MSCsは、すでに心血管および神経性疾患、糖尿病、移植片対宿主病と多くの肺疾患の対して臨床試験中にある。
初期相の研究において,MSCsは低免疫原性で、ほとんど毒性がないことを示唆している。
MSCsはさまざまな機序を通してARDSと敗血症において有効かもしれない。それは内皮および上皮機能と修復の強化と,自然免疫の強化を含む。
2012年にMSCsのさらにいくつかの防御機構が報告された。
大腸菌肺炎のマウス・モデルにおいてMSCsの気管内投与を行うと,細菌クリアランスと生存が改善した。
MSCsの静脈内投与を行ったグラム陰性腹膜炎のマウス・モデルにおいて,細菌クリアランスと生存が改善した。一部は血液単球の貪食活性を強化することによってである.
強化された細菌クリアランスに加えて、MSCsからのミトコンドリア転送が回復した正常な生体エネルギーによってエンドトキシンにより傷害された肺上皮を救うことができることを示唆する。そして上皮性関門特性の改善とサーファクタントの分泌能の改善を伴った.
敗血症とARDSにおけるMSCsの潜在的有益効果は増大しつつあり.それはこれらの複合臨床症候群に対して幹細胞が集学的治療を提供することができることを示唆する。
MSCsの第1相試験は、重篤な疾患におけるこの治療の安全性を確立するために,ARDSと敗血症に対して現在計画中である。
最後に、2012年のARDSのための新しい定義を示そう。
急性の呼吸窮迫症候群(ARDS)が1967年に最初に報告されて以来、臨床医と研究者はいかにこの複雑な臨床症候群を定義するかについて闘ってきた。
1994年に、アメリカのヨーロッパのコンセンサス会議(AECC)は、酸素化と胸X線撮影所見に基づく診断基準を確立した。
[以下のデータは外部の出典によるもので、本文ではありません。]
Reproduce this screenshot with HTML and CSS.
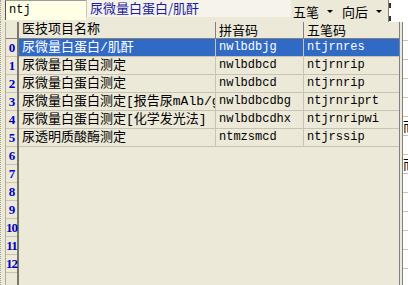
FILE: index.html
```html
<!DOCTYPE html>
<html lang="zh-CN">
<head>
    <meta charset="UTF-8">
    <meta name="viewport" content="width=device-width, initial-scale=1.0">
    <link rel="stylesheet" href="styles.css">
    <title>医技项目</title>
</head>
<body>
    <div class="toolbar">
        <div class="grip"></div>
        <div class="search">ntj</div>
        <div class="current">尿微量白蛋白/肌酐</div>
        <div class="dropdown">五笔<span class="arrow"></span></div>
        <div class="dropdown">向后<span class="arrow"></span></div>
        <div class="side side-top">
            <span class="mark"></span><span class="mark"></span>
        </div>
    </div>
    <div class="main">
        <div class="grip"></div>
        <div class="rownums">
            <div class="num head"></div>
            <div class="num">0</div>
            <div class="num">1</div>
            <div class="num">2</div>
            <div class="num">3</div>
            <div class="num">4</div>
            <div class="num">5</div>
            <div class="num">6</div>
            <div class="num">7</div>
            <div class="num">8</div>
            <div class="num">9</div>
            <div class="num">10</div>
            <div class="num">11</div>
            <div class="num">12</div>
        </div>
        <div class="grid">
            <div class="row header">
                <div class="cell name">医技项目名称</div>
                <div class="cell code">拼音码</div>
                <div class="cell code">五笔码</div>
            </div>
            <div class="row selected">
                <div class="cell name">尿微量白蛋白/肌酐</div>
                <div class="cell code">nwlbdbjg</div>
                <div class="cell code">ntjrnres</div>
            </div>
            <div class="row">
                <div class="cell name">尿微量白蛋白测定</div>
                <div class="cell code">nwlbdbcd</div>
                <div class="cell code">ntjrnrip</div>
            </div>
            <div class="row">
                <div class="cell name">尿微量白蛋白测定</div>
                <div class="cell code">nwlbdbcd</div>
                <div class="cell code">ntjrnrip</div>
            </div>
            <div class="row">
                <div class="cell name">尿微量白蛋白测定[报告尿mAlb/g</div>
                <div class="cell code">nwlbdbcdbg</div>
                <div class="cell code">ntjrnriprt</div>
            </div>
            <div class="row">
                <div class="cell name">尿微量白蛋白测定[化学发光法]</div>
                <div class="cell code">nwlbdbcdhx</div>
                <div class="cell code">ntjrnripwi</div>
            </div>
            <div class="row">
                <div class="cell name">尿透明质酸酶测定</div>
                <div class="cell code">ntmzsmcd</div>
                <div class="cell code">ntjrssip</div>
            </div>
        </div>
        <div class="side">
            <div class="side-row"></div>
            <div class="side-row"></div>
            <div class="side-row"></div>
            <div class="side-row"></div>
            <div class="side-row"></div>
            <div class="side-row glyph">而</div>
            <div class="side-row"></div>
            <div class="side-row glyph">而</div>
            <div class="side-row"></div>
            <div class="side-row"></div>
            <div class="side-row"></div>
            <div class="side-row"></div>
            <div class="side-row"></div>
            <div class="side-row"></div>
        </div>
    </div>
</body>
</html>
```

FILE: styles.css
```css
body {
    margin: 0;
    width: 408px;
    height: 285px;
    overflow: hidden;
    background-color: #ece9d8;
    color: #000;
    font-family: "Noto Sans CJK SC", sans-serif;
    font-size: 13px;
}

.toolbar {
    display: flex;
    height: 22px;
}

.grip {
    width: 4px;
    border-left: 1px dotted #a8a490;
    flex-shrink: 0;
}

.search {
    width: 77px;
    height: 19px;
    padding-left: 3px;
    background-color: #ffffe6;
    border-left: 1px solid #555;
    border-top: 1px solid #9a9a9a;
    font-family: "Liberation Mono", monospace;
    font-size: 12px;
    line-height: 19px;
}

.current {
    width: 201px;
    height: 17px;
    padding-left: 3px;
    background-color: #f6f4ea;
    border-left: 1px solid #c8c4b4;
    color: #1c1ca0;
    line-height: 16px;
}

.dropdown {
    display: flex;
    align-items: center;
    height: 22px;
    margin-left: 2px;
    margin-right: 4px;
}

.dropdown + .dropdown {
    margin-left: 5px;
}

.arrow {
    width: 0;
    height: 0;
    margin-left: 8px;
    border-left: 3px solid transparent;
    border-right: 3px solid transparent;
    border-top: 3px solid #000;
}

.main {
    display: flex;
    height: 263px;
}

.rownums {
    width: 11px;
    border-left: 1px solid #b0ad9c;
    border-right: 2px solid #7a7868;
    flex-shrink: 0;
}

.num {
    height: 17px;
    border-bottom: 1px solid #c8c4b4;
    color: #0000c0;
    font-family: "Liberation Serif", serif;
    font-weight: bold;
    font-size: 13px;
    line-height: 18px;
    text-align: center;
    letter-spacing: -1px;
}

.num.head {
    height: 16px;
    border-bottom: 1px solid #808080;
}

.grid {
    width: 380px;
    border-right: 1px solid #808080;
    flex-shrink: 0;
}

.row {
    display: flex;
    height: 17px;
    border-bottom: 1px solid #c8c4b4;
}

.row.header {
    height: 16px;
    border-bottom: 1px solid #808080;
}

.cell {
    padding-left: 3px;
    white-space: nowrap;
    line-height: 17px;
    border-right: 1px solid #c8c4b4;
}

.header .cell {
    border-right: 1px solid #808080;
    line-height: 16px;
}

.cell.name {
    width: 193px;
    overflow: hidden;
    font-family: "Liberation Mono", "Noto Sans CJK SC", monospace;
}

.cell.code {
    width: 84px;
    font-family: "Liberation Mono", monospace;
    font-size: 12px;
}

.cell.code:last-child {
    width: 91px;
    border-right: 0;
}

.header .cell.code {
    font-family: "Noto Sans CJK SC", sans-serif;
    font-size: 13px;
}

.selected {
    background-color: #316ac5;
    color: #fff;
}

.side {
    flex: 1;
    margin-left: 2px;
    background-color: #fff;
    border-left: 1px solid #808080;
    overflow: hidden;
}

.side-top {
    display: flex;
    flex-direction: column;
    gap: 8px;
    padding-top: 3px;
}

.mark {
    display: block;
    width: 2px;
    height: 5px;
    background-color: #333;
}

.side-row {
    height: 18px;
    border-bottom: 1px solid #c8c4b4;
}

.side-row.glyph {
    font-size: 13px;
    line-height: 18px;
}
```
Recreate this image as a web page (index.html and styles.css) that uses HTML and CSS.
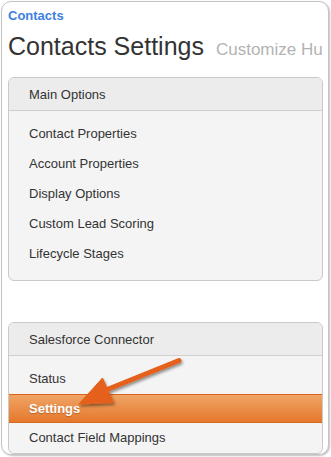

それによってその後臨床試験における標準化が改善された.
AECC定義に欠点が認められたため、Berlin study groupは2011年に数回会合を行い,AECC定義を改定し,2012年版ARDSベルリン定義として刊行した.
AECCクライテリアの変更点は,症状発現して1週以内の急速な発症と,侵襲的または非侵襲的呼吸管理の必要性を最低限含む。
かつてALIという用語は,軽症のARDSに対して使用されてきたが,300mm Hg以下のP/F ratioの患者はすべてARDSという用語を用いることになりALIという用語は廃止された.重要度は低酸素血症の程度で評価され,軽症,中等症,重症に分類された. 
これらの分類によって定義される重症度は、いくつかのretrospectiveなコホートで、臨床転帰と相関することが示された。その所見は臨床試験における患者の選択に役立つかもしれない.